• **EXERCISE BRIEF**:
Reproduce the listing below exactly, minus its pictures.

• **INFORMATION SHOWN**:
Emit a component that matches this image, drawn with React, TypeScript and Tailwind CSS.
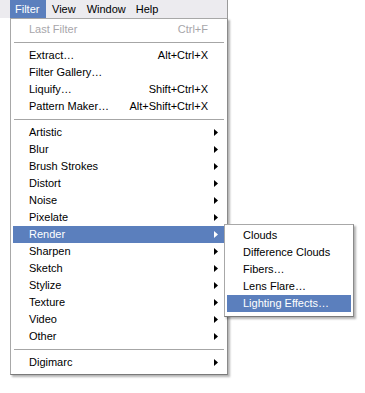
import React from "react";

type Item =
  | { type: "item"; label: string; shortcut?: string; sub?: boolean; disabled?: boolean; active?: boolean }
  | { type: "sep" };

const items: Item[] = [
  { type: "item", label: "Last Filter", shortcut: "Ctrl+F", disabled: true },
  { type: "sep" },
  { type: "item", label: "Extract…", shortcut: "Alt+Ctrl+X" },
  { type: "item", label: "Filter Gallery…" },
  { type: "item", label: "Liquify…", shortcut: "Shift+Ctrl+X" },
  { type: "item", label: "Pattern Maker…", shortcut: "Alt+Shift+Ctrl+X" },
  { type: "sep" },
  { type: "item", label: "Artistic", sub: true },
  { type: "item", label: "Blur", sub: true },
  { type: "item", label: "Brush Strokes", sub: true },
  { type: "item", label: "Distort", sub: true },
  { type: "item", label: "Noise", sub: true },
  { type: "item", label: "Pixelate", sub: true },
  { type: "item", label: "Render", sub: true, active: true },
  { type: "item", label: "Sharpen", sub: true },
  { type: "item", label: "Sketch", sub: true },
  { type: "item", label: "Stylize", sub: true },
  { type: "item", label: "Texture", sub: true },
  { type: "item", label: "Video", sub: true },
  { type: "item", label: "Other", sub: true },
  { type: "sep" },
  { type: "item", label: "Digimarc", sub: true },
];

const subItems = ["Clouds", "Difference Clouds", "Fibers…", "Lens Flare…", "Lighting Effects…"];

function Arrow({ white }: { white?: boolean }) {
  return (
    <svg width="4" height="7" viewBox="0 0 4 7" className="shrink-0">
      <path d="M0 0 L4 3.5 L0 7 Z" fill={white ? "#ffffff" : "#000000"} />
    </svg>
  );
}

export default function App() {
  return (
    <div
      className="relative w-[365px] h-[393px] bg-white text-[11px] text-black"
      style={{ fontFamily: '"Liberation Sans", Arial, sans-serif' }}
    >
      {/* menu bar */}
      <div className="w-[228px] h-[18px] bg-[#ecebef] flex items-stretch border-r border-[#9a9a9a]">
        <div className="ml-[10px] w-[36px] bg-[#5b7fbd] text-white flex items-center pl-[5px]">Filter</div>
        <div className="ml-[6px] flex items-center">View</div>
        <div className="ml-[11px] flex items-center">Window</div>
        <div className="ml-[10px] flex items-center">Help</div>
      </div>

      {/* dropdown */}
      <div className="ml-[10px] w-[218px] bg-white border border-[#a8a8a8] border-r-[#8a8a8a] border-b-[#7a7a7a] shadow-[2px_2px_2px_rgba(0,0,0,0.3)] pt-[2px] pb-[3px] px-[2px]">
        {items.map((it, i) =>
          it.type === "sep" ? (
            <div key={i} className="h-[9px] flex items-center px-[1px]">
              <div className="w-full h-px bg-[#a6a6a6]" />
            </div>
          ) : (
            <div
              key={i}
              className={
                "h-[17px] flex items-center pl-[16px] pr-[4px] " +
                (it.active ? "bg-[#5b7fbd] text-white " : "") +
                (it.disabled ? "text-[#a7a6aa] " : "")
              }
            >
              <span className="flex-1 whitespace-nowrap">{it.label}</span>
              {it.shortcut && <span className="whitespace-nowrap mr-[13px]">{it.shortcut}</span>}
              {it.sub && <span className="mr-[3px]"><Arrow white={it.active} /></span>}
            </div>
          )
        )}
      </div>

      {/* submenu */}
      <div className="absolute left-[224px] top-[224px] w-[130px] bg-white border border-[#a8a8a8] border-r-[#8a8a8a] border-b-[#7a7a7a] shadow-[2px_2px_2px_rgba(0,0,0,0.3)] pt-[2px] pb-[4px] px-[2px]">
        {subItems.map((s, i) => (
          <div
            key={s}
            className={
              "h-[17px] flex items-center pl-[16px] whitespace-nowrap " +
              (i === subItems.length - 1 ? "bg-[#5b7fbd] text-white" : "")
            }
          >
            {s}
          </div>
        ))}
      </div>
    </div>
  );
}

• **COMPLETE OUTPUT**:
Emit a component that matches this image, drawn with React, TypeScript and Tailwind CSS.
import React from "react";

type Item =
  | { type: "item"; label: string; shortcut?: string; sub?: boolean; disabled?: boolean; active?: boolean }
  | { type: "sep" };

const items: Item[] = [
  { type: "item", label: "Last Filter", shortcut: "Ctrl+F", disabled: true },
  { type: "sep" },
  { type: "item", label: "Extract…", shortcut: "Alt+Ctrl+X" },
  { type: "item", label: "Filter Gallery…" },
  { type: "item", label: "Liquify…", shortcut: "Shift+Ctrl+X" },
  { type: "item", label: "Pattern Maker…", shortcut: "Alt+Shift+Ctrl+X" },
  { type: "sep" },
  { type: "item", label: "Artistic", sub: true },
  { type: "item", label: "Blur", sub: true },
  { type: "item", label: "Brush Strokes", sub: true },
  { type: "item", label: "Distort", sub: true },
  { type: "item", label: "Noise", sub: true },
  { type: "item", label: "Pixelate", sub: true },
  { type: "item", label: "Render", sub: true, active: true },
  { type: "item", label: "Sharpen", sub: true },
  { type: "item", label: "Sketch", sub: true },
  { type: "item", label: "Stylize", sub: true },
  { type: "item", label: "Texture", sub: true },
  { type: "item", label: "Video", sub: true },
  { type: "item", label: "Other", sub: true },
  { type: "sep" },
  { type: "item", label: "Digimarc", sub: true },
];

const subItems = ["Clouds", "Difference Clouds", "Fibers…", "Lens Flare…", "Lighting Effects…"];

function Arrow({ white }: { white?: boolean }) {
  return (
    <svg width="4" height="7" viewBox="0 0 4 7" className="shrink-0">
      <path d="M0 0 L4 3.5 L0 7 Z" fill={white ? "#ffffff" : "#000000"} />
    </svg>
  );
}

export default function App() {
  return (
    <div
      className="relative w-[365px] h-[393px] bg-white text-[11px] text-black"
      style={{ fontFamily: '"Liberation Sans", Arial, sans-serif' }}
    >
      {/* menu bar */}
      <div className="w-[228px] h-[18px] bg-[#ecebef] flex items-stretch border-r border-[#9a9a9a]">
        <div className="ml-[10px] w-[36px] bg-[#5b7fbd] text-white flex items-center pl-[5px]">Filter</div>
        <div className="ml-[6px] flex items-center">View</div>
        <div className="ml-[11px] flex items-center">Window</div>
        <div className="ml-[10px] flex items-center">Help</div>
      </div>

      {/* dropdown */}
      <div className="ml-[10px] w-[218px] bg-white border border-[#a8a8a8] border-r-[#8a8a8a] border-b-[#7a7a7a] shadow-[2px_2px_2px_rgba(0,0,0,0.3)] pt-[2px] pb-[3px] px-[2px]">
        {items.map((it, i) =>
          it.type === "sep" ? (
            <div key={i} className="h-[9px] flex items-center px-[1px]">
              <div className="w-full h-px bg-[#a6a6a6]" />
            </div>
          ) : (
            <div
              key={i}
              className={
                "h-[17px] flex items-center pl-[16px] pr-[4px] " +
                (it.active ? "bg-[#5b7fbd] text-white " : "") +
                (it.disabled ? "text-[#a7a6aa] " : "")
              }
            >
              <span className="flex-1 whitespace-nowrap">{it.label}</span>
              {it.shortcut && <span className="whitespace-nowrap mr-[13px]">{it.shortcut}</span>}
              {it.sub && <span className="mr-[3px]"><Arrow white={it.active} /></span>}
            </div>
          )
        )}
      </div>

      {/* submenu */}
      <div className="absolute left-[224px] top-[224px] w-[130px] bg-white border border-[#a8a8a8] border-r-[#8a8a8a] border-b-[#7a7a7a] shadow-[2px_2px_2px_rgba(0,0,0,0.3)] pt-[2px] pb-[4px] px-[2px]">
        {subItems.map((s, i) => (
          <div
            key={s}
            className={
              "h-[17px] flex items-center pl-[16px] whitespace-nowrap " +
              (i === subItems.length - 1 ? "bg-[#5b7fbd] text-white" : "")
            }
          >
            {s}
          </div>
        ))}
      </div>
    </div>
  );
}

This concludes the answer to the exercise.